>> BEGIN
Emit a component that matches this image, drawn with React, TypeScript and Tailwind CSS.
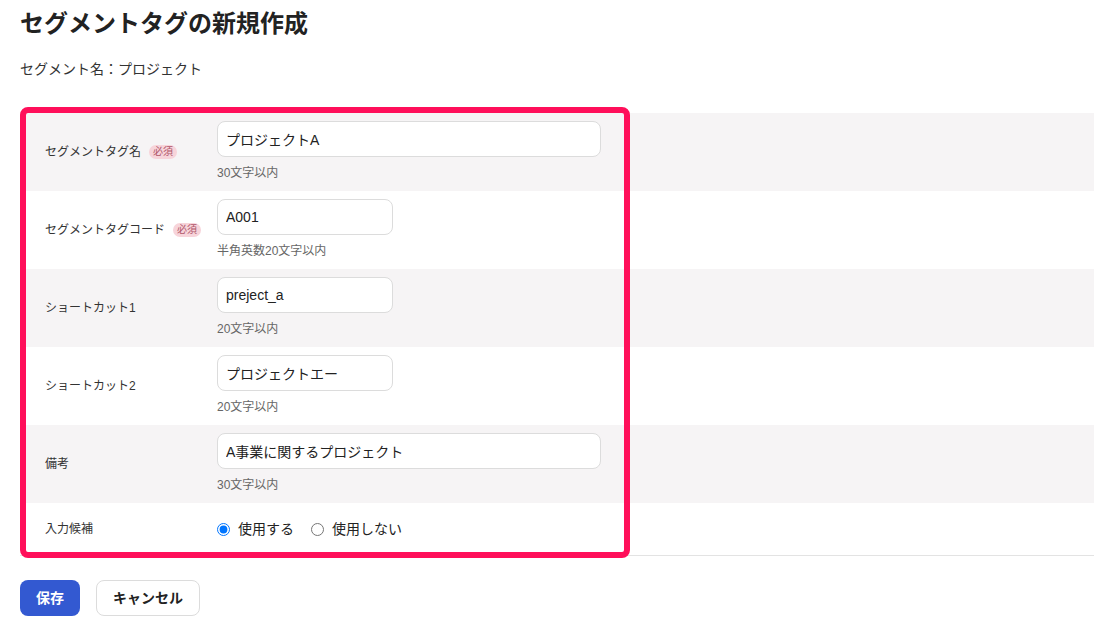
import React from 'react'

type Field = {
  label: string
  required?: boolean
  value: string
  hint: string
  wide?: boolean
}

const fields: Field[] = [
  { label: 'セグメントタグ名', required: true, value: 'プロジェクトA', hint: '30文字以内', wide: true },
  { label: 'セグメントタグコード', required: true, value: 'A001', hint: '半角英数20文字以内' },
  { label: 'ショートカット1', value: 'preject_a', hint: '20文字以内' },
  { label: 'ショートカット2', value: 'プロジェクトエー', hint: '20文字以内' },
  { label: '備考', value: 'A事業に関するプロジェクト', hint: '30文字以内', wide: true },
]

const font = { fontFamily: '"Liberation Sans", "Noto Sans CJK JP", sans-serif' }

export default function App() {
  return (
    <div className="min-h-screen bg-white px-5 pt-[9px] text-[#222]" style={font}>
      <h1 className="text-[24px] font-bold leading-[30px]">セグメントタグの新規作成</h1>
      <p className="mt-[20px] text-[14px] leading-[20px] text-[#333]">セグメント名：プロジェクト</p>

      <div className="relative mt-[34px]">
        <div className="border-b border-[#e3e3e3]">
          {fields.map((f, idx) => (
            <div
              key={f.label}
              className={`flex h-[78px] ${idx % 2 === 0 ? 'bg-[#f6f4f5]' : 'bg-white'}`}
            >
              <div className="flex w-[197px] shrink-0 items-center gap-2 pl-[25px] text-[12px] text-[#333]">
                <span>{f.label}</span>
                {f.required && (
                  <span className="rounded-full bg-[#f7d4da] px-1 text-[10px] leading-[14px] text-[#b0566a]">
                    必須
                  </span>
                )}
              </div>
              <div className="pt-2">
                <input
                  readOnly
                  value={f.value}
                  className={`h-9 rounded-lg border border-[#dcdcdc] bg-white px-2 text-[14px] text-[#222] outline-none ${
                    f.wide ? 'w-[384px]' : 'w-[176px]'
                  }`}
                  style={font}
                />
                <p className="mt-2 text-[12px] leading-4 text-[#666]">{f.hint}</p>
              </div>
            </div>
          ))}
          <div className="flex h-[52px] items-center bg-white">
            <div className="w-[197px] shrink-0 pl-[25px] text-[12px] text-[#333]">入力候補</div>
            <label className="flex items-center gap-2 text-[14px]">
              <input type="radio" name="cand" defaultChecked className="m-0 h-[13px] w-[13px]" />
              使用する
            </label>
            <label className="ml-[17px] flex items-center gap-2 text-[14px]">
              <input type="radio" name="cand" className="m-0 h-[13px] w-[13px]" />
              使用しない
            </label>
          </div>
        </div>

        {/* annotation highlight */}
        <div className="pointer-events-none absolute left-0 top-[-6px] h-[451px] w-[610px] rounded-[8px] border-[6px] border-[#ff0f5a]" />
      </div>

      <div className="mt-6 flex gap-4">
        <button className="h-9 w-[60px] rounded-lg bg-[#3359d1] text-[14px] font-bold text-white">保存</button>
        <button className="h-9 w-[104px] rounded-lg border border-[#dcdcdc] bg-white text-[14px] font-bold text-[#222]">
          キャンセル
        </button>
      </div>
    </div>
  )
}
>> END
● **Short exercise**
Copy each line in full and exactly, omitting any picture.

● **Solution to this exercise**
Emit a component that matches this image, drawn with React, TypeScript and Tailwind CSS.
import React from 'react'

type Field = {
  label: string
  required?: boolean
  value: string
  hint: string
  wide?: boolean
}

const fields: Field[] = [
  { label: 'セグメントタグ名', required: true, value: 'プロジェクトA', hint: '30文字以内', wide: true },
  { label: 'セグメントタグコード', required: true, value: 'A001', hint: '半角英数20文字以内' },
  { label: 'ショートカット1', value: 'preject_a', hint: '20文字以内' },
  { label: 'ショートカット2', value: 'プロジェクトエー', hint: '20文字以内' },
  { label: '備考', value: 'A事業に関するプロジェクト', hint: '30文字以内', wide: true },
]

const font = { fontFamily: '"Liberation Sans", "Noto Sans CJK JP", sans-serif' }

export default function App() {
  return (
    <div className="min-h-screen bg-white px-5 pt-[9px] text-[#222]" style={font}>
      <h1 className="text-[24px] font-bold leading-[30px]">セグメントタグの新規作成</h1>
      <p className="mt-[20px] text-[14px] leading-[20px] text-[#333]">セグメント名：プロジェクト</p>

      <div className="relative mt-[34px]">
        <div className="border-b border-[#e3e3e3]">
          {fields.map((f, idx) => (
            <div
              key={f.label}
              className={`flex h-[78px] ${idx % 2 === 0 ? 'bg-[#f6f4f5]' : 'bg-white'}`}
            >
              <div className="flex w-[197px] shrink-0 items-center gap-2 pl-[25px] text-[12px] text-[#333]">
                <span>{f.label}</span>
                {f.required && (
                  <span className="rounded-full bg-[#f7d4da] px-1 text-[10px] leading-[14px] text-[#b0566a]">
                    必須
                  </span>
                )}
              </div>
              <div className="pt-2">
                <input
                  readOnly
                  value={f.value}
                  className={`h-9 rounded-lg border border-[#dcdcdc] bg-white px-2 text-[14px] text-[#222] outline-none ${
                    f.wide ? 'w-[384px]' : 'w-[176px]'
                  }`}
                  style={font}
                />
                <p className="mt-2 text-[12px] leading-4 text-[#666]">{f.hint}</p>
              </div>
            </div>
          ))}
          <div className="flex h-[52px] items-center bg-white">
            <div className="w-[197px] shrink-0 pl-[25px] text-[12px] text-[#333]">入力候補</div>
            <label className="flex items-center gap-2 text-[14px]">
              <input type="radio" name="cand" defaultChecked className="m-0 h-[13px] w-[13px]" />
              使用する
            </label>
            <label className="ml-[17px] flex items-center gap-2 text-[14px]">
              <input type="radio" name="cand" className="m-0 h-[13px] w-[13px]" />
              使用しない
            </label>
          </div>
        </div>

        {/* annotation highlight */}
        <div className="pointer-events-none absolute left-0 top-[-6px] h-[451px] w-[610px] rounded-[8px] border-[6px] border-[#ff0f5a]" />
      </div>

      <div className="mt-6 flex gap-4">
        <button className="h-9 w-[60px] rounded-lg bg-[#3359d1] text-[14px] font-bold text-white">保存</button>
        <button className="h-9 w-[104px] rounded-lg border border-[#dcdcdc] bg-white text-[14px] font-bold text-[#222]">
          キャンセル
        </button>
      </div>
    </div>
  )
}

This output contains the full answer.